Health & Well Being

What Is Kombucha And Why All The Fuss?

Every so often, a new food or drink that claims to improve your health, happiness, or what have you gets a lot of buzz, and while it’s taken kombucha nearly 15 years to gain mainstream popularity in the U.S., the tangy, fermented, tea-based drink has been popular in other parts of the world – notably China – since 221 BC.
Back then, it was referred to as “The Tea of Immortality”, and while it may offer a few health benefits, kombucha is not likely to extend your life or cure any major medical problem. Today, it’s popular with folks who are trying to cut down on soft drinks (although some brands contain a lot of sugar), people who are taking a break from alcohol (although kombucha can contain a very small amount; alcohol-free brands are available), and those hoping to improve their overall digestive health.

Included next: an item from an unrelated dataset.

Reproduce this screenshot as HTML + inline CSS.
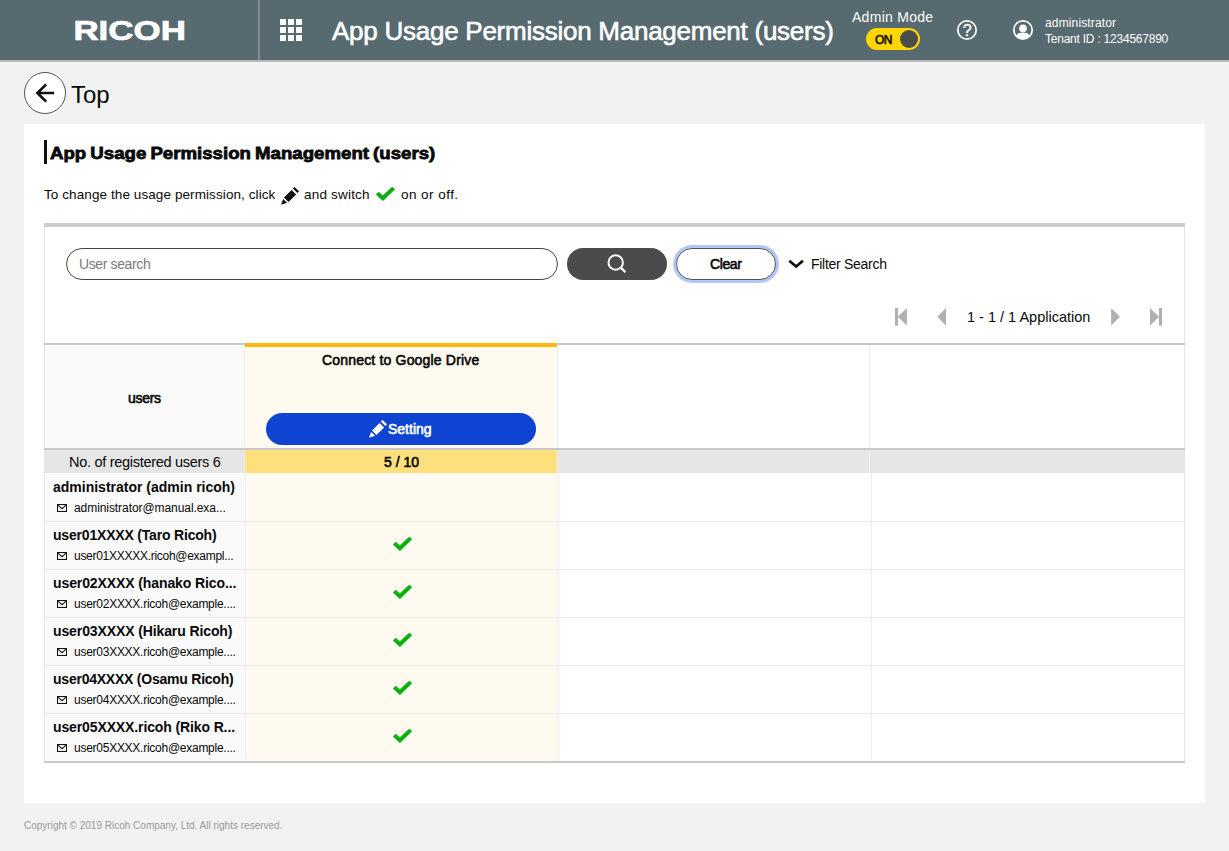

Health Benefits Of Kombucha

Kombucha is tea based and the many health benefits associated with drinking tea are well-documented:

  • Improved immunity
  • Reduced risk of stroke and heart attack
  • Improved digestion

The fermentation process used to create kombucha imbues the final product with probiotic benefits and may aid digestion by encouraging the diversity of healthy gut bacteria.


Can I Make My Own?

Kombucha can be expensive – top brands sell for around $4.00 per 16 oz. bottle – so many people try to make their own DIY kombucha at home. To get started, you’ll need a SCOBY which stands for Symbiotic Culture of Bacteria and Yeast. If you have a friend who makes kombucha, ask if they’d be willing to share their SCOBY. You can order a SCOBY online, or you can make your own from a combination of water; black tea (in bags); sugar; some unflavored, store-bought kombucha; and a lot of time and patience. Everything goes into a glass jar which is then covered and stored in a warm, dark place. It takes 4 weeks for the mixture to generate a jiggly, gelatinous disc at the top of the liquid. That’s your SCOBY. To make the actual kombucha, you brew more tea, add some “starter tea” and your SCOBY, cover and store undisturbed to let the mixture “culture”, then bottle so that the liquid ferments and fizzes.

You can find recipes for starting a SCOBY and making kombucha online. Be sure to follow all instructions carefully. Remember, kombucha is made from bacteria, and not all bacteria is good for you. Contaminants like mold and fungus can get in the mix if you’re not careful. Starting with clean sterile jars, storing at the right temperature for the appropriate amount of time, and being vigilant for signs of mold or anything else that doesn’t look quite right, will help keep you out of trouble.


Alternatives And Complements To Kombucha

Kombucha is not everyone’s cup of tea, so to speak, and you may find the tangy, tart, vinegary drink is not to your liking. Fans of apple cider vinegar – a popular at home remedy for all sorts of ills – will probably enjoy the many refreshing, fruity flavors available. There are other drinks and foods that contribute to improved digestion that might be more palatable, including miso, a fermented soybean paste used in many Asian dishes – especially soup; kimchi, a spicy fermented cabbage concoction popular in Korean fare; and the more familiar sauerkraut, which is also fermented cabbage.

If you find you enjoy kombucha, you may want to try pairing it with food as you would with a glass of wine. Kombucha goes well with all kinds of food, but especially complements Asian dishes. As with wine pairing, there are a few simple guidelines to consider. You can go for contrast – pair a light bodied kombucha with a bold, spicy dish; pair similar flavors – matching a heavier, savory kombucha to a meat dish; or match the flavors in your drink and food – pairing a ginger kombucha with a gingery stir fry.


Some Final Tips

Try a lighter flavored brew first to test the waters, and move up to bolder flavors when you’re ready. Check the sugar content on the bottle; some brands of kombucha are loaded with sugar. And finally, while there’s no recommended daily allowance of kombucha, 12 ounces per day is probably plenty.

Store-bought kombucha is the best way to try this funky, fizzy drink. You’ll want to start slowly – remember, drinking kombucha will introduce new and more bacteria into your gut, and there’s always a possibility of some initial gastrointestinal upset. And a few final notes of caution – pregnant women are advised to steer clear of kombucha, as are those with certain chronic diseases. Be sure to ask your doctor if you have concerns or questions.